How do we know that any thing is true? How do we know there is truth? How can we have an encyclopedia with such questions still being raised? As with all things, God has given us direct information, not only in the form of information itself, but organized and telling of a system of knowledge as well. The study of knowledge, epistemology, is spoken to directly in the Bible.

For of him, and through him, and to him, are all things. To him be the glory for ever! Amen.

God knows all things, for He created and sustains them through His holy will. God's knowledge is exhaustive and all encompassing. Any human knowledge is a subset of His knowledge. Since we are finite and He is infinite, our knowledge is not like His knowledge, only analogous. Nevertheless, we can speak of genuinely knowing some thing, insofar as God grants us that knowledge. All knowledge is revelation.

The History of Knowing

A reasonable demarcation in the history of philosophy is Rene Descartes "cogito ergo sum" of 1637. Intellectual tradition before this time could be called Pre-Modern, Descartes could be said to inaugurate the Modern era, and perhaps 1900 might mark the transition into the Post-Modern period. The Modern Epoch was and is marked by beginning with the finite I, being profoundly foundational, methodologically rigorous and ahistorically universal. It was also deeply arrogant, believing all but omniscience to be achievable through empirical inquiry.

Almost predictably, having left God out as a necessity for knowledge, Modernism reached an impasse, first philosophically and later empirically. Immanuel Kant, with his unlivable divide between the phenomenal and the noumenal intimated the coming degeneration into absolute relativism. This is why some historian dislike the term 'Post-modernism', saying it is nothing but Modernism going to seed. However, it is useful to our discussion, especially as we are tempted to see these camps as the only alternatives.

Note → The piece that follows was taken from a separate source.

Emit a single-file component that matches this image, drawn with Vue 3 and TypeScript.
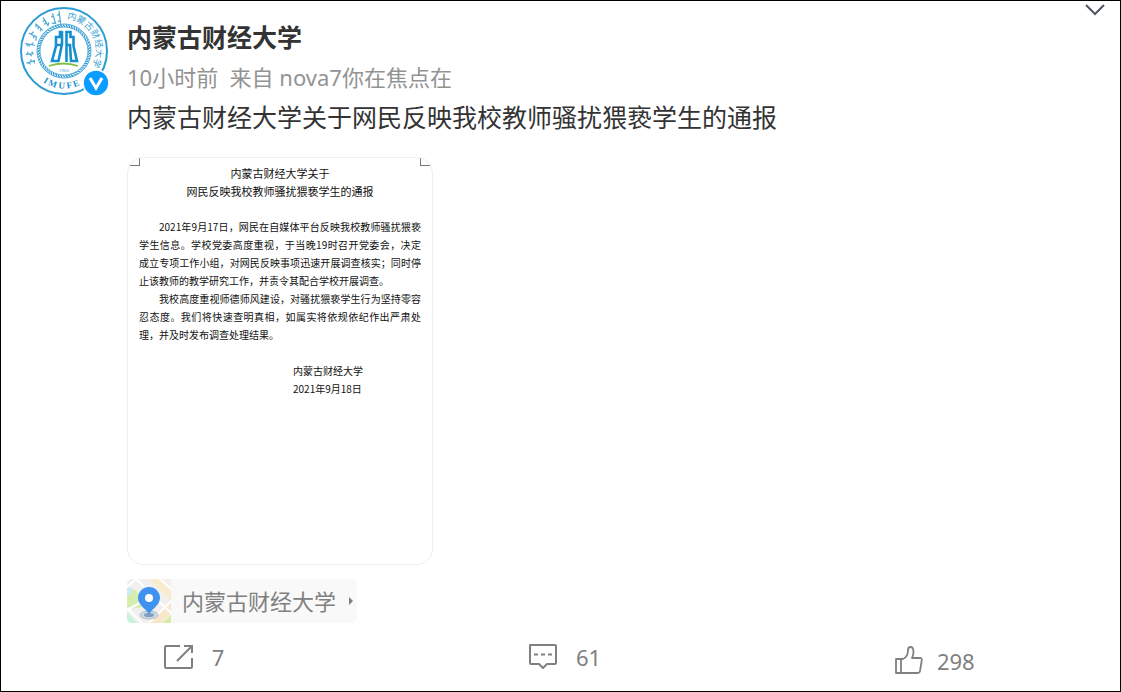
<script setup lang="ts">
interface NoticeLine {
  text: string
  indent?: boolean
  last?: boolean
}

interface ScriptWord {
  angle: number
  d: string
}

const school = '内蒙古财经大学'

const noticeTitle: string[] = ['内蒙古财经大学关于', '网民反映我校教师骚扰猥亵学生的通报']

const noticeBody: NoticeLine[] = [
  { text: '2021年9月17日，网民在自媒体平台反映我校教师骚扰猥亵', indent: true },
  { text: '学生信息。学校党委高度重视，于当晚19时召开党委会，决定' },
  { text: '成立专项工作小组，对网民反映事项迅速开展调查核实；同时停' },
  { text: '止该教师的教学研究工作，并责令其配合学校开展调查。', last: true },
  { text: '我校高度重视师德师风建设，对骚扰猥亵学生行为坚持零容', indent: true },
  { text: '忍态度。我们将快速查明真相，如属实将依规依纪作出严肃处' },
  { text: '理，并及时发布调查处理结果。', last: true },
]

const scriptWords: ScriptWord[] = [
  { angle: -108, d: 'M45 6 V14 M45 7 L43 9 M45 10 L47 11 M45 14 L43 13' },
  { angle: -95, d: 'M45 7 V14 M45 8 L47 9 M45 11 L43 12 M45 14 L47 13' },
  { angle: -79, d: 'M45 6 V15 M45 7 L43 8 M45 9 L43 10 M45 12 L47 13' },
  { angle: -63, d: 'M45 6 V14 L42 15 M45 8 L48 9 M45 11 L43 12' },
  { angle: -46, d: 'M45 6 V15 M45 6 L43 8 M45 9 L43 11 M45 13 L43 14' },
  { angle: -32, d: 'M45 6 V15 M45 8 L43 9 M45 11 L43 12 M45 15 L47 13' },
  { angle: -17, d: 'M45 6 V16 L42 15 M45 8 L43 9' },
  { angle: -7, d: 'M45 5 V17 M45 7 L43 9 M45 14 L43 15' },
]

const ringTicks: number[] = Array.from({ length: 60 }, (_, i) => i * 6)
</script>

<template>
  <main class="page">
    <button class="more" type="button" aria-label="更多">
      <svg width="22" height="14" viewBox="0 0 22 14" fill="none" stroke="#4d5866" stroke-width="2">
        <path d="M2 2 L11 11 L20 2" />
      </svg>
    </button>

    <article class="post">
      <a class="avatar" href="#" :aria-label="school">
        <svg width="90" height="90" viewBox="0 0 90 90">
          <defs>
            <path id="arc-name" d="M48 13 A32 32 0 0 1 72 62" />
            <path id="arc-code" d="M24 76 A37 37 0 0 0 70 73" />
          </defs>
          <circle cx="45" cy="45" r="43" fill="#fff" stroke="#2b9bd3" stroke-width="2" />
          <circle cx="45" cy="45" r="27" fill="none" stroke="#4aa9d9" stroke-width="1" />
          <circle cx="45" cy="45" r="24" fill="none" stroke="#6ab8e0" stroke-width="1" />
          <g stroke="#2b98d0" stroke-width="1.2">
            <path v-for="a in ringTicks" :key="a" d="M44 18.500 L46 21" :transform="`rotate(${a} 45 45)`" />
          </g>
          <g fill="none" stroke="#4ba7d6" stroke-width="1.2" stroke-linecap="round">
            <path
              v-for="word in scriptWords"
              :key="word.angle"
              :d="word.d"
              :transform="`rotate(${word.angle} 45 45)`"
            />
          </g>
          <text class="seal-name"><textPath href="#arc-name">内蒙古财经大学</textPath></text>
          <text class="seal-code"><textPath href="#arc-code">I M U F E</textPath></text>
          <g fill="none" stroke="#168fce" stroke-width="2.6">
            <path d="M43 25 V38 L39.500 55 H33 L37 40 V31 H41 V26 H43 M37 39 H43" />
            <path d="M47.500 56 V26 H51.500 V31 H54.500 V40 L58 55 H52 L51 39 H47.500" />
          </g>
          <path d="M30 60 Q44 55 59 60" fill="none" stroke="#7dbd3a" stroke-width="1.8" />
          <text class="seal-year" x="45" y="66" text-anchor="middle">1960</text>
        </svg>
        <svg class="badge" width="28" height="28" viewBox="0 0 28 28">
          <circle cx="14" cy="14" r="13" fill="#0a9dff" stroke="#fff" stroke-width="1.6" />
          <path d="M8 9 L14 19 L20 9" fill="none" stroke="#fff" stroke-width="3" />
        </svg>
      </a>

      <div class="content">
        <h1 class="name"><a href="#">{{ school }}</a></h1>
        <p class="meta">10小时前&nbsp; 来自 nova7你在焦点在</p>
        <p class="text">内蒙古财经大学关于网民反映我校教师骚扰猥亵学生的通报</p>

        <section class="notice">
          <i class="corner left"></i>
          <i class="corner right"></i>
          <h2 class="notice-title">
            <span v-for="line in noticeTitle" :key="line">{{ line }}</span>
          </h2>
          <div class="notice-body">
            <span
              v-for="line in noticeBody"
              :key="line.text"
              :class="{ indent: line.indent, last: line.last }"
            >{{ line.text }}</span>
          </div>
          <div class="signature">
            <span>{{ school }}</span>
            <span>2021年9月18日</span>
          </div>
        </section>

        <a class="place" href="#">
          <svg class="map" width="44" height="44" viewBox="0 0 44 44">
            <rect width="44" height="44" fill="#f1f0ee" />
            <path d="M0 8 Q10 9 14 20 L17 27 Q8 31 0 28 Z" fill="#d6edb0" />
            <path d="M0 6 Q5 8 5 12 Q4 16 0 16 Z" fill="#c9ebfa" />
            <path d="M22 0 H34 L44 11 V22 Z" fill="#fbebcd" />
            <path d="M22 44 L44 24 V34 L34 44 Z" fill="#f8e8c9" />
            <path d="M35 44 L44 36 V44 Z" fill="#d6edaa" />
            <path d="M0 33 L10 44 H0 Z" fill="#c5f3dc" />
            <path d="M-1 9 L10 -1 M8 -1 L44 34 M32 -1 L44 10 M0 31 L31 14 M2 31 L15 44 M22 44 L44 22" fill="none" stroke="#fff" stroke-width="2" />
            <ellipse cx="22" cy="36" rx="9" ry="4" fill="#b5c4d4" fill-opacity=".6" stroke="#aebdcb" />
            <ellipse cx="22" cy="36" rx="5" ry="2" fill="#7f9ebf" />
            <path d="M22 35 C20 31 11 26 11 19 A11 11 0 1 1 33 19 C33 26 24 31 22 35 Z" fill="#3f92ef" />
            <circle cx="22" cy="19" r="4" fill="#fff" />
          </svg>
          <span class="place-name">{{ school }}</span>
          <svg width="6" height="8" viewBox="0 0 6 8"><path d="M1 0 L5 4 L1 8 Z" fill="#808080" /></svg>
        </a>
      </div>
    </article>

    <footer class="actions">
      <button class="action" type="button" aria-label="转发 7">
        <svg width="30" height="26" viewBox="0 0 30 26" fill="none" stroke="#808080" stroke-width="2">
          <path d="M16 2 H2 Q1 2 1 3 V23 Q1 24 2 24 H27 Q28 24 28 23 V14" />
          <path d="M13 17 L28 2 M20 2 H28 V9" />
        </svg>
        <span>7</span>
      </button>
      <button class="action" type="button" aria-label="评论 61">
        <svg width="30" height="26" viewBox="0 0 30 26" fill="none" stroke="#808080" stroke-width="2">
          <path d="M2 1 H27 Q28 1 28 2 V19 Q28 20 27 20 H19 L15 24 L11 20 H3 Q2 20 2 19 Z" stroke-linejoin="round" />
          <path d="M6 10.500 H10 M13 10.500 H17 M20 10.500 H24" />
        </svg>
        <span>61</span>
      </button>
      <button class="action like" type="button" aria-label="赞 298">
        <svg width="28" height="34" viewBox="0 0 28 34" fill="none" stroke="#808080" stroke-width="1.8" stroke-linejoin="round">
          <path d="M1 15 H8 Q13 13 13 6 Q13 3 15.500 3 Q18.500 3 18.500 8 Q18.500 11 17 14 H25 Q27 14 26.800 16 L25 27 Q24.600 29 23 29 H1 Z M6 15 V29" />
        </svg>
        <span>298</span>
      </button>
    </footer>
  </main>
</template>

<style>
body {
  margin: 0;
  background: #fff;
}
</style>

<style scoped>
.page {
  position: relative;
  box-sizing: border-box;
  min-height: 100vh;
  border: 1px solid #000;
  background: #fff;
  color: #333;
  font-family: "Noto Sans", "Noto Sans CJK SC", sans-serif;
}

a {
  color: inherit;
  text-decoration: none;
}

button {
  padding: 0;
  border: 0;
  background: none;
  color: inherit;
  font: inherit;
  cursor: pointer;
}

h1,
h2,
p {
  margin: 0;
}

svg {
  display: block;
  flex: none;
}

.more {
  position: absolute;
  top: 2px;
  right: 14px;
}

.post {
  display: flex;
  gap: 18px;
  padding: 5px 18px 0;
}

.avatar {
  position: relative;
  flex: none;
  width: 90px;
  height: 90px;
}

.badge {
  position: absolute;
  right: -1px;
  bottom: -1px;
}

.seal-name {
  fill: #3b9fd3;
  font: 9px "Noto Sans CJK SC", sans-serif;
}

.seal-code {
  fill: #168fce;
  font: bold 9px "Liberation Serif", serif;
}

.seal-year {
  fill: #4da6d5;
  font: 5px "Liberation Serif", serif;
}

.content {
  flex: 1;
  min-width: 0;
  padding-top: 11px;
}

.name,
.text {
  font-size: 25px;
  line-height: 40px;
}

.name {
  font-weight: 700;
}

.meta {
  color: #939393;
  font-size: 22px;
  line-height: 40px;
}

.notice {
  position: relative;
  box-sizing: border-box;
  width: 306px;
  max-width: 100%;
  min-height: 408px;
  margin-top: 20px;
  padding: 6px 11px;
  overflow: hidden;
  border: 1px solid #eee;
  border-radius: 16px;
  color: #111;
  font-family: "Noto Sans CJK SC", sans-serif;
  font-size: 10px;
  line-height: 18px;
}

.notice span {
  display: block;
}

.corner {
  position: absolute;
  top: 0;
  box-sizing: border-box;
  width: 12px;
  height: 8px;
  border: 0 solid #777;
  border-bottom-width: 1px;
}

.corner.left {
  left: 0;
  border-right-width: 1px;
}

.corner.right {
  right: 0;
  border-left-width: 1px;
}

.notice-title {
  font-size: 11px;
  font-weight: 400;
  text-align: center;
}

.notice-body {
  margin-top: 18px;
  text-align: justify;
  text-align-last: justify;
}

.notice-body .indent {
  padding-left: 20px;
}

.notice-body .last {
  text-align-last: left;
}

.signature {
  width: fit-content;
  margin: 18px 58px 0 auto;
}

.place {
  display: flex;
  align-items: center;
  width: fit-content;
  margin-top: 14px;
  padding-right: 3px;
  overflow: hidden;
  border-radius: 5px;
  background: #f9f9f9;
  color: #808080;
  font-size: 22px;
  line-height: 44px;
}

.place-name {
  margin: 0 12px 0 11px;
}

.actions {
  display: grid;
  grid-template-columns: repeat(3, 1fr);
  align-items: start;
  margin-top: 21px;
  padding-left: 8px;
  color: #808080;
  font-size: 22px;
  line-height: 26px;
}

.action {
  display: flex;
  align-items: center;
  justify-content: center;
  gap: 18px;
}

.action.like {
  gap: 14px;
}
</style>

Neither Modern nor Post-modern

Modernism teaches that with the right foundations and rigorous methodology, anything can be known exhaustively. Post-modernism rightly points out that we are all perspectival, forever bound by our finitude. It wrong asserts that since we can know nothing exhaustively, we can never know anything at all. This false dichotomy consumes our age threatens to draw the Church aside from the Truth. D. A. Carson describes human knowledge as 'asymptotic', never reaching but drawing finitely closer to an infinite goal.